Sudi had his wisdom teeth out last week and, as Ron put it, I went into “mother mode.” Something like mother lode only not as lucrative. I became the queen of purée. I could purée an entire goat if my son needed to eat it. When my daughter was laid off her job, she came home for a few months to regroup. I feel fortunate that I have a room for her to live in for a bit and could offer her that safety net. Akili called three weeks ago in a panic because his water pump sprung a leak and spilled anti-freeze all over his timing belt, destroying it. I talked to the mechanic (and talked him down on the price), and $450 later the car was fine. Oddly enough, Sudi’s car was due for a new timing belt (because of the mileage on it) and I had to have his replaced last week. With timing belts on my mind (if a timing belt goes in a Honda then the car is gone), I checked on my daughter's Honda’s mileage only to discover that it was due for a new timing belt 15,000 miles ago! So I had hers replaced too. I think there’s something about when siblings are close they all get into the same rhythm and need new timing belts all at once. (Maybe something to do with the moon and tides.) Ouch. My credit card runneth over. The point is that when the timing belts go, it’s time to call Mom. Fail Safe. It’s good to know that no matter what befalls, Mom is there to pick you up. I miss you Natalie.

Mom and Me in Schenectady

Sunday, May 2, 2010

More Adventures of the Starving Parents Moving Company

The CCA student housing (apartments) closed Saturday and all students needed to be moved out by noon, having completed a walk-through with the Residence Advisor for their floor. Totally crazy. What are these CCA administrators thinking? Students have classes right through to the end of the day on Friday (day before noon check-out) and these are art students so they are not just taking final exams but trying to complete projects. Films. Paintings. Furniture. Ceramics. Textiles. Prints. Sculptures. The students are fried and then they have to pack up all their possessions, not just in a dorm room, but in an entire apartment (kitchen, bathroom, living room, bedroom) in less than 24 hours and be OUT. Sheesh. Something is wrong with this picture.

One of Sudi’s roommates arrived from Hawaii in August with little more than a suitcase and a computer. Then he sort of went squirrelly a couple months ago and moved out of the apartment. Sudi hasn’t seen him since. The other roommate is a gem and became one of Sudi’s best friends.

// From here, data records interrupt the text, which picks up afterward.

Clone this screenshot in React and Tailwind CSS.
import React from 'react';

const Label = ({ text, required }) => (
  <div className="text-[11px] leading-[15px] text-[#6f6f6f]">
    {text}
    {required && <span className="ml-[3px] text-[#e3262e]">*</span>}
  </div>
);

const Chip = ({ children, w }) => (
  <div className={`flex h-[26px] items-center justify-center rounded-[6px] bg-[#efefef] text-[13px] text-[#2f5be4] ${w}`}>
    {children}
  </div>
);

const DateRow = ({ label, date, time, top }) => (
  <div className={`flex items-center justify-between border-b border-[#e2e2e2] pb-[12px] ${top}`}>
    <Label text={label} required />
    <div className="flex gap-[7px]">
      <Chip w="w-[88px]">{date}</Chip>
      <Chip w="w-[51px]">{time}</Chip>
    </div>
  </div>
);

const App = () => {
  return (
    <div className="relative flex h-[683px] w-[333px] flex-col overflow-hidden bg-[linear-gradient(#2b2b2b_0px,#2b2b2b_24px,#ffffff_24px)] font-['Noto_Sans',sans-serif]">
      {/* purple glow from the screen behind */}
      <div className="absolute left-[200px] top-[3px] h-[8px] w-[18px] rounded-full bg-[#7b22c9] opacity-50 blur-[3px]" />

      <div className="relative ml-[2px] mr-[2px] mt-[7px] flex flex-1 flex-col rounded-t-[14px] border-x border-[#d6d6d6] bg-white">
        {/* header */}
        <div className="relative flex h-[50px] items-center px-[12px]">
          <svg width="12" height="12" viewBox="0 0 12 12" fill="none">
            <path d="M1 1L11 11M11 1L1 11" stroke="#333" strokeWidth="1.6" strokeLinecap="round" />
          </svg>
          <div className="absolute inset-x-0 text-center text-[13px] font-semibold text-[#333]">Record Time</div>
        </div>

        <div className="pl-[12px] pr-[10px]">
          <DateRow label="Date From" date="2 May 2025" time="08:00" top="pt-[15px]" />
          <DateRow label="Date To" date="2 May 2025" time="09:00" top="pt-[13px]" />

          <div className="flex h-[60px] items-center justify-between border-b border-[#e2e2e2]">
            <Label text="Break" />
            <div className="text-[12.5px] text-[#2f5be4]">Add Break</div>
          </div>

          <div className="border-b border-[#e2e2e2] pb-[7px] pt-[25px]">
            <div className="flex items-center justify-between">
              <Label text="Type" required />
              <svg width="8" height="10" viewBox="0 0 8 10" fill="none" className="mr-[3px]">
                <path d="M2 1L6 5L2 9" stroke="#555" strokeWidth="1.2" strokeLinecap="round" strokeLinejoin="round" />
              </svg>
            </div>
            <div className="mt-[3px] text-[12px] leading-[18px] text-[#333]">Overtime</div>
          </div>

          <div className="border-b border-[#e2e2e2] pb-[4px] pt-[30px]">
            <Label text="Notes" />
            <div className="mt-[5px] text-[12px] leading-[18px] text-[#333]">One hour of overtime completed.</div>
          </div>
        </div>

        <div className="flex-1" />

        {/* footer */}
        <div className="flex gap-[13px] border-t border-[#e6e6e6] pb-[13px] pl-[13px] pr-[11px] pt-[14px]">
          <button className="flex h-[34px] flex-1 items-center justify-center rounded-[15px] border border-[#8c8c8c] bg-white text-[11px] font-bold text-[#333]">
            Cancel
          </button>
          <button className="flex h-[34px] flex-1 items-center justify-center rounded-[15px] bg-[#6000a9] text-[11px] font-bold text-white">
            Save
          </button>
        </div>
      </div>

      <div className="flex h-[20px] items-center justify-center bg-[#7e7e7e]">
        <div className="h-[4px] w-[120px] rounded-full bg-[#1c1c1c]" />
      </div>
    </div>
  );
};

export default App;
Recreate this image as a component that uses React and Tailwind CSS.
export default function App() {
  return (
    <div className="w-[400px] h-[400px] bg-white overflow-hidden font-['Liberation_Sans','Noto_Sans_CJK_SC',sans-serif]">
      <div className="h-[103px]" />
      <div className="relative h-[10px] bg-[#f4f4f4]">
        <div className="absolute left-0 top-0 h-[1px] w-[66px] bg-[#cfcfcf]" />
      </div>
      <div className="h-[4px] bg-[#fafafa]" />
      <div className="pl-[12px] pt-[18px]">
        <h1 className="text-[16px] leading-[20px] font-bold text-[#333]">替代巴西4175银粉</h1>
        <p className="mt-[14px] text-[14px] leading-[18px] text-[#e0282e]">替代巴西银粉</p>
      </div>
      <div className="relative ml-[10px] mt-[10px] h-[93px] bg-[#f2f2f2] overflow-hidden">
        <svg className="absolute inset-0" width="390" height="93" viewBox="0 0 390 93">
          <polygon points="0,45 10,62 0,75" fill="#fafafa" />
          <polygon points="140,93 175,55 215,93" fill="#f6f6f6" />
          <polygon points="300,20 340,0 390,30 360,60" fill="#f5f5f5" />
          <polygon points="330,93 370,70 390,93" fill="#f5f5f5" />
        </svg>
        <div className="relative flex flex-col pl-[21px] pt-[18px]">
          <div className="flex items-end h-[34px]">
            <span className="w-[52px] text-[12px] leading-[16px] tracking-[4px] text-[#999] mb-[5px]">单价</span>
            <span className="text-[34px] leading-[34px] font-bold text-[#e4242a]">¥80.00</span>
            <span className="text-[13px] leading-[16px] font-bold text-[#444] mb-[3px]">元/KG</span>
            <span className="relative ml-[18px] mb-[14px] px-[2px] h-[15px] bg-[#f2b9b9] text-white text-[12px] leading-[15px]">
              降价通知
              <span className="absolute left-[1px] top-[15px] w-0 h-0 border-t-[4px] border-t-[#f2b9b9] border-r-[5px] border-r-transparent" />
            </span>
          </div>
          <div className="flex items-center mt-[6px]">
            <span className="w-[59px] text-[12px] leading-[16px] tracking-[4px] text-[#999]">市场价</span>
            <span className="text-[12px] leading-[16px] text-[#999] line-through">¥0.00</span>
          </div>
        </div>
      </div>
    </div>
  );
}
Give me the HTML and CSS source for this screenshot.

He arrived in August from Japan with one suitcase, a pillow, a computer, and a gigantic yellow bag of white rice (I mean gigantic). Sudi brought all the kitchenware (plates, bowls, cups, utensils, pots, pans, blender, toaster, etc.), cleaning supplies and equipment, towels, first aid kit, tools; in short, everything needed to run a basic household (because he has a Jewish mom). Yesterday the roommate from Japan packed his suitcase, threw out the rice he hadn’t managed to finish (in a year—I mean gigantic bag), shook Sudi’s hand, and left to catch a flight. Sudi packed up the rest of the apartment, mopped the floors, cleaned out the refrigerator, emptied the cupboards, and on and on.

When I arrived at his apartment at nine, I helped pack and clean, took one carload over to the storage facility (he’s moving back to Berkeley in a month) with one of his friends who helped me unload, then returned to get him and the things he was bringing home for the month: basically a computer, a bike, a skateboard, and a heap of dirty laundry (I took all the musical instruments last weekend). I think he was the very last student to check out of the building at ten past noon. We stopped at the mall on the way home to buy him a pair of shoes because every pair he has is falling apart. I fell asleep in the car while he went in to get the shoes. His greatest regret of the day was that I couldn’t fit a couch that was up for grabs into my Honda Fit and take it to the storage facility (“but Mom, it’s such a comfy couch, it’s perfect:”).

In one month, I get to help him move into his sublet in Berkeley. Starving Parents Moving Company is still in business.